▶ _Provided material_
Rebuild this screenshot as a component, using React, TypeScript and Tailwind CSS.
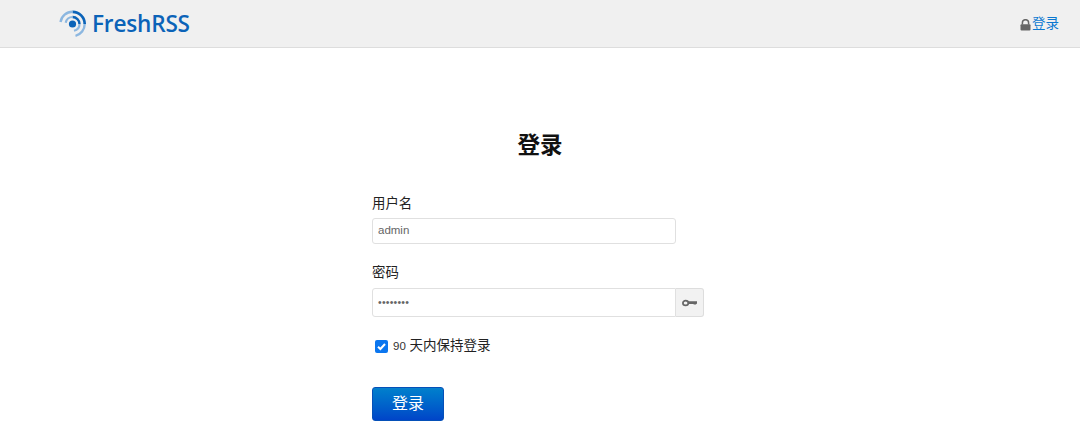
export default function App() {
  const sans = "font-['Liberation_Sans','Noto_Sans_CJK_SC',sans-serif]";
  return (
    <div className={`h-[448px] w-[1080px] overflow-hidden bg-white text-[13px] text-[#222] ${sans}`}>
      <header className="flex h-[48px] items-center justify-between border-b border-[#ddd] bg-[#f0f0f0] pl-[59px] pr-[21px]">
        <div className="flex items-center gap-[5px]">
          <svg width="28" height="30" viewBox="0 0 28 30" fill="none" strokeLinecap="butt" className="mt-[1px]">
            <circle cx="13.5" cy="15" r="3.6" fill="#0b63b8" />
            <path d="M13.5 8A7 7 0 0 1 20.5 15" stroke="#0b63b8" strokeWidth="2.4" />
            <path d="M20.5 15A7 7 0 0 1 15 21.8" stroke="#8cb7e0" strokeWidth="2.2" />
            <path d="M6.7 13.8A7 7 0 0 1 13.5 8" stroke="#8cb7e0" strokeWidth="2.2" />
            <path d="M13.5 2.8A12.2 12.2 0 0 1 25.7 15" stroke="#0b63b8" strokeWidth="2.7" />
            <path d="M25.7 15A12.2 12.2 0 0 1 16.5 26.8" stroke="#8cb7e0" strokeWidth="2.4" />
            <path d="M1.5 13A12.2 12.2 0 0 1 13.5 2.8" stroke="#8cb7e0" strokeWidth="2.4" />
          </svg>
          <span className="mt-[1px] font-['Open_Sans',sans-serif] text-[22.6px] font-semibold leading-none tracking-[-0.2px] text-[#0b63b8]">FreshRSS</span>
        </div>
        <div className="mt-[1px] flex items-center gap-[1px]">
          <svg width="11" height="12" viewBox="0 0 11 12" className="mt-[1px]">
            <path d="M2.4 5.5V3.8a3.1 3.1 0 0 1 6.2 0v1.7" stroke="#666" strokeWidth="1.5" fill="none" />
            <rect x="0.5" y="5.2" width="10" height="6.3" rx="1" fill="#666" />
          </svg>
          <a className="text-[13.5px] text-[#0b78d0]">登录</a>
        </div>
      </header>

      <main className="mx-auto w-[336px]">
        <h1 className="mt-[82px] text-center text-[22.5px] font-bold leading-[32px] text-[#111]">登录</h1>

        <label className="mt-[32px] block text-[13.4px] leading-[20px]">用户名</label>
        <div className="mt-[4px] flex h-[26px] w-[304px] items-center rounded-[3px] border border-[#e0e0e0] bg-white px-[5px] text-[11.5px] text-[#666]">admin</div>

        <label className="mt-[19px] block text-[13.4px] leading-[20px]">密码</label>
        <div className="mt-[5px] flex h-[29px]">
          <div className="flex w-[304px] items-center rounded-l-[3px] border border-[#e0e0e0] bg-white px-[5px] text-[10.5px] tracking-[0.2px] text-[#666]">••••••••</div>
          <div className="flex w-[28px] items-center justify-center rounded-r-[3px] border border-l-0 border-[#ddd] bg-[#f2f2f2]">
            <svg width="15" height="10" viewBox="0 0 15 10" fill="none">
              <ellipse cx="3.6" cy="5" rx="2.7" ry="2.4" stroke="#666" strokeWidth="1.7" />
              <path d="M6 3.2H15V5.4L13.8 6.6H12L11.2 5.9H6Z" fill="#666" />
            </svg>
          </div>
        </div>

        <div className="mt-[20px] flex h-[18px] items-center pl-[3px]">
          <span className="flex h-[13px] w-[13px] items-center justify-center rounded-[2px] bg-[#0b76ef]">
            <svg width="11" height="11" viewBox="0 0 11 11" fill="none">
              <path d="M2 5.7L4.4 8L9 3" stroke="#fff" strokeWidth="2" />
            </svg>
          </span>
          <span className="ml-[5px] text-[13.5px] leading-[18px]"><span className="text-[11.5px] text-[#333]">90</span> 天内保持登录</span>
        </div>

        <button className="mt-[32px] block h-[34px] w-[72px] rounded-[3px] border border-[#0550b8] bg-gradient-to-b from-[#0680cc] to-[#0044c8] text-[16px] text-white">登录</button>
      </main>
    </div>
  );
}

▶ _Given instruction_
Leave the pictures out and output the rest of the listing exactly.

▶ _Output for this task_
Rebuild this screenshot as a component, using React, TypeScript and Tailwind CSS.
export default function App() {
  const sans = "font-['Liberation_Sans','Noto_Sans_CJK_SC',sans-serif]";
  return (
    <div className={`h-[448px] w-[1080px] overflow-hidden bg-white text-[13px] text-[#222] ${sans}`}>
      <header className="flex h-[48px] items-center justify-between border-b border-[#ddd] bg-[#f0f0f0] pl-[59px] pr-[21px]">
        <div className="flex items-center gap-[5px]">
          <svg width="28" height="30" viewBox="0 0 28 30" fill="none" strokeLinecap="butt" className="mt-[1px]">
            <circle cx="13.5" cy="15" r="3.6" fill="#0b63b8" />
            <path d="M13.5 8A7 7 0 0 1 20.5 15" stroke="#0b63b8" strokeWidth="2.4" />
            <path d="M20.5 15A7 7 0 0 1 15 21.8" stroke="#8cb7e0" strokeWidth="2.2" />
            <path d="M6.7 13.8A7 7 0 0 1 13.5 8" stroke="#8cb7e0" strokeWidth="2.2" />
            <path d="M13.5 2.8A12.2 12.2 0 0 1 25.7 15" stroke="#0b63b8" strokeWidth="2.7" />
            <path d="M25.7 15A12.2 12.2 0 0 1 16.5 26.8" stroke="#8cb7e0" strokeWidth="2.4" />
            <path d="M1.5 13A12.2 12.2 0 0 1 13.5 2.8" stroke="#8cb7e0" strokeWidth="2.4" />
          </svg>
          <span className="mt-[1px] font-['Open_Sans',sans-serif] text-[22.6px] font-semibold leading-none tracking-[-0.2px] text-[#0b63b8]">FreshRSS</span>
        </div>
        <div className="mt-[1px] flex items-center gap-[1px]">
          <svg width="11" height="12" viewBox="0 0 11 12" className="mt-[1px]">
            <path d="M2.4 5.5V3.8a3.1 3.1 0 0 1 6.2 0v1.7" stroke="#666" strokeWidth="1.5" fill="none" />
            <rect x="0.5" y="5.2" width="10" height="6.3" rx="1" fill="#666" />
          </svg>
          <a className="text-[13.5px] text-[#0b78d0]">登录</a>
        </div>
      </header>

      <main className="mx-auto w-[336px]">
        <h1 className="mt-[82px] text-center text-[22.5px] font-bold leading-[32px] text-[#111]">登录</h1>

        <label className="mt-[32px] block text-[13.4px] leading-[20px]">用户名</label>
        <div className="mt-[4px] flex h-[26px] w-[304px] items-center rounded-[3px] border border-[#e0e0e0] bg-white px-[5px] text-[11.5px] text-[#666]">admin</div>

        <label className="mt-[19px] block text-[13.4px] leading-[20px]">密码</label>
        <div className="mt-[5px] flex h-[29px]">
          <div className="flex w-[304px] items-center rounded-l-[3px] border border-[#e0e0e0] bg-white px-[5px] text-[10.5px] tracking-[0.2px] text-[#666]">••••••••</div>
          <div className="flex w-[28px] items-center justify-center rounded-r-[3px] border border-l-0 border-[#ddd] bg-[#f2f2f2]">
            <svg width="15" height="10" viewBox="0 0 15 10" fill="none">
              <ellipse cx="3.6" cy="5" rx="2.7" ry="2.4" stroke="#666" strokeWidth="1.7" />
              <path d="M6 3.2H15V5.4L13.8 6.6H12L11.2 5.9H6Z" fill="#666" />
            </svg>
          </div>
        </div>

        <div className="mt-[20px] flex h-[18px] items-center pl-[3px]">
          <span className="flex h-[13px] w-[13px] items-center justify-center rounded-[2px] bg-[#0b76ef]">
            <svg width="11" height="11" viewBox="0 0 11 11" fill="none">
              <path d="M2 5.7L4.4 8L9 3" stroke="#fff" strokeWidth="2" />
            </svg>
          </span>
          <span className="ml-[5px] text-[13.5px] leading-[18px]"><span className="text-[11.5px] text-[#333]">90</span> 天内保持登录</span>
        </div>

        <button className="mt-[32px] block h-[34px] w-[72px] rounded-[3px] border border-[#0550b8] bg-gradient-to-b from-[#0680cc] to-[#0044c8] text-[16px] text-white">登录</button>
      </main>
    </div>
  );
}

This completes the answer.